8. EMBRACE SPONTANEITY: When you travel alone, all your decisions are up to you. There’s just you and your head, and your budget. If it fits with my budget, I will usually say yes. Unless it involves jumping out of a perfectly good plane, or attaching a rope to my feet and plummeting off a bridge. I’m just not good with heights…. But some of my best decisions have been purely spontaneous. When I lived in London, weekends in Hvar, Crete, Mallorca, the Canary Islands, Helsinki, Paris, Rome, et al were not unheard of. Now I’m back in Australia, and a lot of my short-term travel either has to be closer to home (Asia), or for a few weeks at a time, but everything is still spontaneous. Africa for three weeks? Leave in a week? Sure! Solo travel means you have to be flexible, and with flexibility comes spontaneity. Embracing this will make you be the most confident and independent version of yourself.
9. MANAGE YOUR FINANCES: This is something I was never good at, but had to learn to be pretty quickly. When you first start travelling, you tend to throw money at every single experience. But let me tell you, those helicopter rides over Niagara Falls are pretty fucking expensive. So unless you have an unlimited budget, or you won lotto, then you will miss some things. Managing your money on the road means you have to learn to manage your fear of missing out. For me, this wasn’t so much about learning to not be afraid to miss out, but learning find other ways of getting a similar experience. Safaris through Zambezi National Park? Cheapest way was on horseback, and I had a great day. Dinner at the Eiffel Tower? Too expensive. Picnic in the park surrounding the Eiffel Tower? Much more affordable. You get the picture.

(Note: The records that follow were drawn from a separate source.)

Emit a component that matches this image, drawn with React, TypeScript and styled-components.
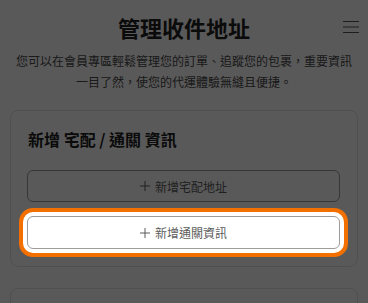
import React from 'react';
import styled, { createGlobalStyle } from 'styled-components';

const GlobalStyle = createGlobalStyle`
  html, body { margin: 0; padding: 0; background: #ffffff; }
  body {
    font-family: "Noto Sans CJK TC", "Noto Sans", sans-serif;
    color: #333;
    overflow: hidden;
  }
  * { box-sizing: border-box; }
`;

const Page = styled.div`
  height: 303px;
  overflow: hidden;
  padding: 12px 10px 0;
`;

const Header = styled.header`
  display: grid;
  grid-template-columns: 1fr auto 1fr;
  align-items: center;
  height: 30px;
`;

const Title = styled.h1`
  grid-column: 2;
  margin: 0;
  font-size: 22px;
  line-height: 30px;
  font-weight: 700;
  color: #222;
`;

const MenuButton = styled.button`
  justify-self: end;
  display: flex;
  padding: 0;
  margin-right: -2px;
  border: none;
  background: none;
  color: #555;
`;

const Intro = styled.p`
  margin: 8px 0 0;
  padding: 0 5px;
  font-size: 12px;
  line-height: 21px;
  text-align: center;
  color: #4a4a4a;
`;

const Card = styled.section<{ $stub?: boolean }>`
  margin-top: ${({ $stub }) => ($stub ? '21px' : '18px')};
  border: 1px solid #e2e2e2;
  border-radius: 8px;
  background: #fff;
  padding: ${({ $stub }) => ($stub ? '0' : '16px 17px 17px 16px')};
  min-height: ${({ $stub }) => ($stub ? '60px' : 'auto')};
`;

const CardTitle = styled.h2`
  margin: 0 0 19px 1px;
  font-size: 16px;
  line-height: 24px;
  font-weight: 700;
  color: #222;
`;

const Actions = styled.div`
  display: flex;
  flex-direction: column;
  gap: 14px;
`;

const AddButton = styled.button<{ $spotlight?: boolean }>`
  display: flex;
  align-items: center;
  justify-content: center;
  gap: 5px;
  width: 100%;
  height: ${({ $spotlight }) => ($spotlight ? '33px' : '32px')};
  border: 1px solid #9c9c9c;
  border-radius: 6px;
  background: #fff;
  font-family: inherit;
  font-size: 12px;
  color: #5c5c5c;
  position: relative;
  z-index: ${({ $spotlight }) => ($spotlight ? 10 : 'auto')};
  box-shadow: ${({ $spotlight }) =>
    $spotlight
      ? '0 0 0 4px #fff, 0 0 0 8px #f36f00, 0 0 0 9999px rgba(0, 0, 0, 0.65)'
      : 'none'};
`;

const PlusIcon = () => (
  <svg width="10" height="10" viewBox="0 0 10 10">
    <path d="M5 0v10M0 5h10" stroke="currentColor" strokeWidth="1" />
  </svg>
);

const MenuIcon = () => (
  <svg width="18" height="14" viewBox="0 0 18 14">
    <path d="M1 1.5h16M1 7h16M1 12.5h16" stroke="currentColor" strokeWidth="1.1" />
  </svg>
);

export default function App() {
  return (
    <>
      <GlobalStyle />
      <Page lang="zh-TW">
        <Header>
          <Title>管理收件地址</Title>
          <MenuButton aria-label="menu"><MenuIcon /></MenuButton>
        </Header>
        <Intro>
          您可以在會員專區輕鬆管理您的訂單、追蹤您的包裹，重要資訊一目了然，使您的代運體驗無縫且便捷。
        </Intro>
        <Card>
          <CardTitle>新增 宅配 / 通關 資訊</CardTitle>
          <Actions>
            <AddButton><PlusIcon />新增宅配地址</AddButton>
            <AddButton $spotlight><PlusIcon />新增通關資訊</AddButton>
          </Actions>
        </Card>
        <Card $stub />
      </Page>
    </>
  );
}
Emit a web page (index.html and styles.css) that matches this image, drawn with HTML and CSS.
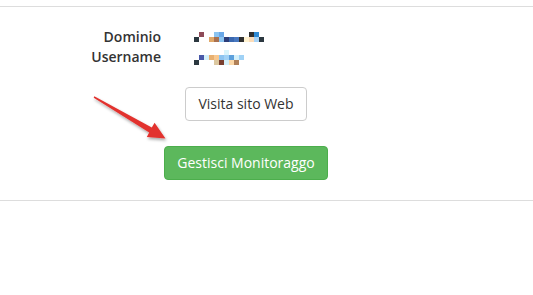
FILE: index.html
```html
<!DOCTYPE html>
<html lang="it">
<head>
    <meta charset="UTF-8">
    <meta name="viewport" content="width=device-width, initial-scale=1.0">
    <title>Dettagli dominio</title>
    <link rel="stylesheet" href="styles.css">
</head>
<body>
    <div class="panel">
        <div class="info">
            <div class="label">Dominio</div>
            <div class="value">
                <div class="pixels">
                    <i></i><i class="c1"></i><i></i><i></i><i class="c2"></i><i class="c3"></i><i></i><i></i><i></i><i></i><i></i><i class="c4"></i><i class="c5"></i><i></i>
                    <i class="c6"></i><i></i><i></i><i class="c7"></i><i class="c8"></i><i class="c2"></i><i class="c9"></i><i class="c10"></i><i class="c11"></i><i class="c4"></i><i class="c12"></i><i class="c13"></i><i class="c14"></i><i class="c6"></i>
                </div>
            </div>
            <div class="label">Username</div>
            <div class="value">
                <div class="pixels">
                    <i></i><i></i><i></i><i></i><i></i><i></i><i class="c15"></i><i></i><i></i><i></i><i></i><i></i><i></i><i></i>
                    <i></i><i class="c16"></i><i class="c17"></i><i class="c18"></i><i class="c19"></i><i class="c2"></i><i class="c20"></i><i class="c21"></i><i class="c17"></i><i class="c20"></i><i></i><i></i><i></i><i></i>
                    <i class="c6"></i><i></i><i></i><i></i><i class="c22"></i><i class="c23"></i><i class="c17"></i><i class="c24"></i><i class="c25"></i><i></i><i></i><i></i><i></i><i></i>
                </div>
            </div>
        </div>

        <div class="actions">
            <button class="btn btn-default">Visita sito Web</button>
            <button class="btn btn-success">Gestisci Monitoraggo</button>
        </div>

        <svg class="arrow" width="180" height="160" viewBox="0 0 180 160">
            <defs>
                <filter id="shadow" x="-20%" y="-20%" width="140%" height="140%">
                    <feDropShadow dx="1" dy="2" stdDeviation="1.5" flood-color="#000" flood-opacity="0.35"/>
                </filter>
            </defs>
            <polygon filter="url(#shadow)" fill="#e2332f"
                points="94.3,96.3 151.8,127.6 154.6,122.8 165.5,138.5 146.8,137 149.2,132.4 93.7,97.7"/>
        </svg>
    </div>
</body>
</html>
```

FILE: styles.css
```css
body {
    font-family: "Open Sans", Arial, sans-serif;
    font-size: 14px;
    color: #333;
    background-color: #fff;
    margin: 0;
}

.panel {
    position: relative;
    margin-top: 6px;
    height: 193px;
    border-top: 1px solid #ddd;
    border-bottom: 1px solid #ddd;
}

.info {
    display: grid;
    grid-template-columns: 161px 1fr;
    column-gap: 33px;
    padding-top: 20px;
    line-height: 20px;
}

.label {
    text-align: right;
    font-weight: 600;
}

.value {
    display: flex;
    align-items: center;
}

.pixels {
    display: grid;
    grid-template-columns: repeat(14, 5px);
    grid-auto-rows: 5px;
}

.pixels i { display: block; }
.pixels .c1 { background: #8e4a58; }
.pixels .c2 { background: #8cc4f0; }
.pixels .c3 { background: #6aa8e8; }
.pixels .c4 { background: #303030; }
.pixels .c5 { background: #2e8ad4; }
.pixels .c6 { background: #2c3840; }
.pixels .c7 { background: #e0a868; }
.pixels .c8 { background: #a87050; }
.pixels .c9 { background: #2c3c78; }
.pixels .c10 { background: #3a68b0; }
.pixels .c11 { background: #4878c0; }
.pixels .c12 { background: #fff2d0; }
.pixels .c13 { background: #fcdcb8; }
.pixels .c14 { background: #a8d4f8; }
.pixels .c15 { background: #d8f4fc; }
.pixels .c16 { background: #4858a8; }
.pixels .c17 { background: #d4f0fa; }
.pixels .c18 { background: #e8b070; }
.pixels .c19 { background: #f8c890; }
.pixels .c20 { background: #a0d2f6; }
.pixels .c21 { background: #5ca0dc; }
.pixels .c22 { background: #dcc8a0; }
.pixels .c23 { background: #7a4030; }
.pixels .c24 { background: #fcd8a8; }
.pixels .c25 { background: #b08058; }

.actions {
    display: flex;
    flex-direction: column;
    align-items: center;
    width: 164px;
    margin-left: 164px;
    margin-top: 20px;
}

.btn {
    font-family: inherit;
    font-size: 14px;
    line-height: 20px;
    padding: 6px 12px;
    border-radius: 4px;
    border: 1px solid transparent;
    cursor: pointer;
}

.btn-default {
    color: #333;
    background-color: #fff;
    border-color: #ccc;
}

.btn-success {
    margin-top: 25px;
    color: #fff;
    background-color: #5cb85c;
    border-color: #4cae4c;
}

.arrow {
    position: absolute;
    left: 0;
    top: -7px;
    pointer-events: none;
}
```
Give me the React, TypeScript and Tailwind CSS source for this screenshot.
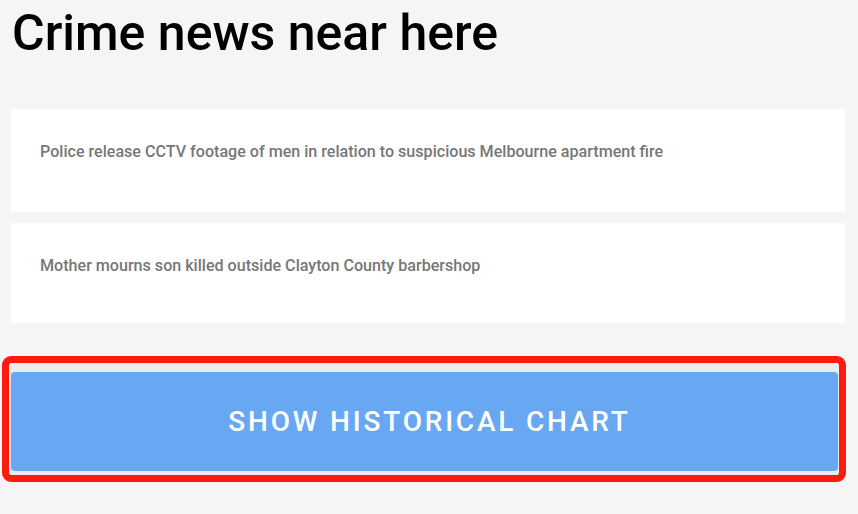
import React from "react";

export default function App() {
  const news = [
    "Police release CCTV footage of men in relation to suspicious Melbourne apartment fire",
    "Mother mourns son killed outside Clayton County barbershop",
  ];
  return (
    <div
      className="w-[858px] h-[514px] overflow-hidden bg-[#f5f5f5]"
      style={{ fontFamily: "Roboto, 'Noto Sans', sans-serif" }}
    >
      <h1 className="pt-[7px] pl-[12px] text-[50px] leading-[53px] font-medium text-black">
        Crime news near here
      </h1>
      <div className="mt-[49px] pl-[11px] pr-[13px] flex flex-col gap-[11px]">
        <div className="h-[103px] bg-white pl-[29px] pt-[33px]">
          <p className="text-[16.1px] leading-[20px] font-medium text-[#777777]">{news[0]}</p>
        </div>
        <div className="h-[100px] bg-white pl-[29px] pt-[33px]">
          <p className="text-[16.1px] leading-[20px] font-medium text-[#777777]">{news[1]}</p>
        </div>
      </div>
      <div className="mt-[33px] ml-[2px] w-[844px] h-[126px] rounded-[9px] border-[7px] border-[#ff1a10] bg-[#ebebeb] pt-[9px] pl-[2px] pr-[1px] pb-[4px]">
        <button className="w-full h-full rounded-[4px] bg-[#68a7f2] text-white text-[28px] font-medium tracking-[0.1em] uppercase flex items-center justify-center pl-[10px]">
          Show Historical Chart
        </button>
      </div>
    </div>
  );
}
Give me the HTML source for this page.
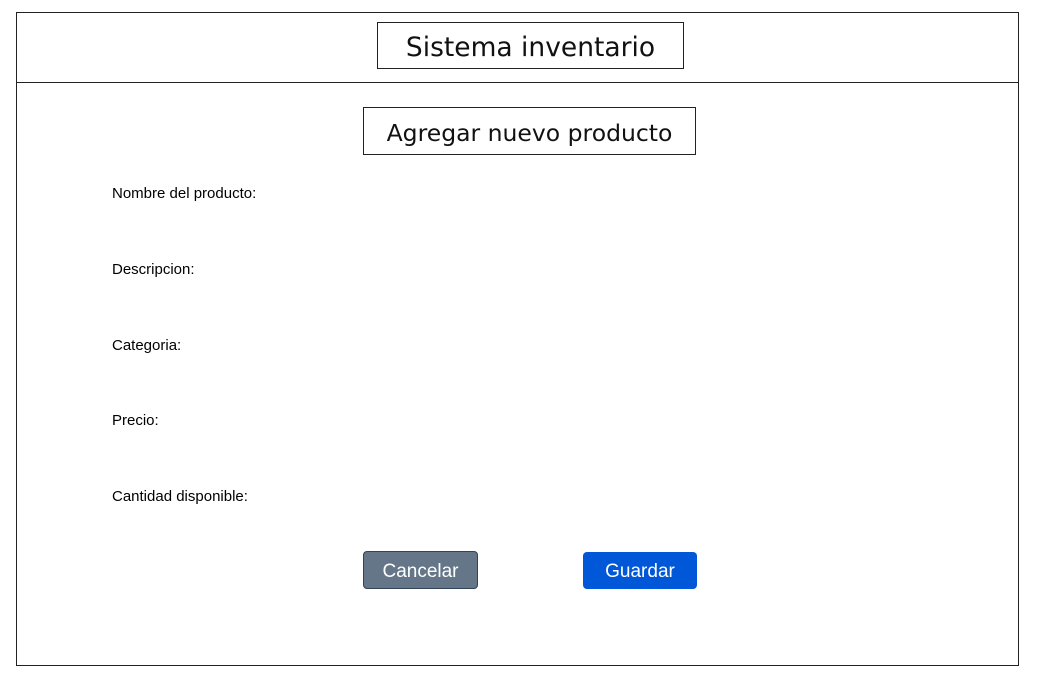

10. EVERY ITEM YOU CARRY IS CRUCIAL: You need the same amount of junk for a three-month trip, as you will need for three weeks, or three days. I can get around with about 10-15kg (approx 20lbs) of stuff. As women, we often lament that we need more stuff than men. This is just untrue. You don’t need a hair straighter and make up. You think you do, but you won’t even end up using it. My hair is wavy, frizzy, fine and prone to dreadlocks, and at home takes a serious amount of styling to make it look effortlessly tousled. I take a hairbrush with me when I travel. Sometimes I use it (like in Europe and big cities when I need to be presentable), but most often I don’t (hello Asia, home of the great tan and the hippy dreadlocks).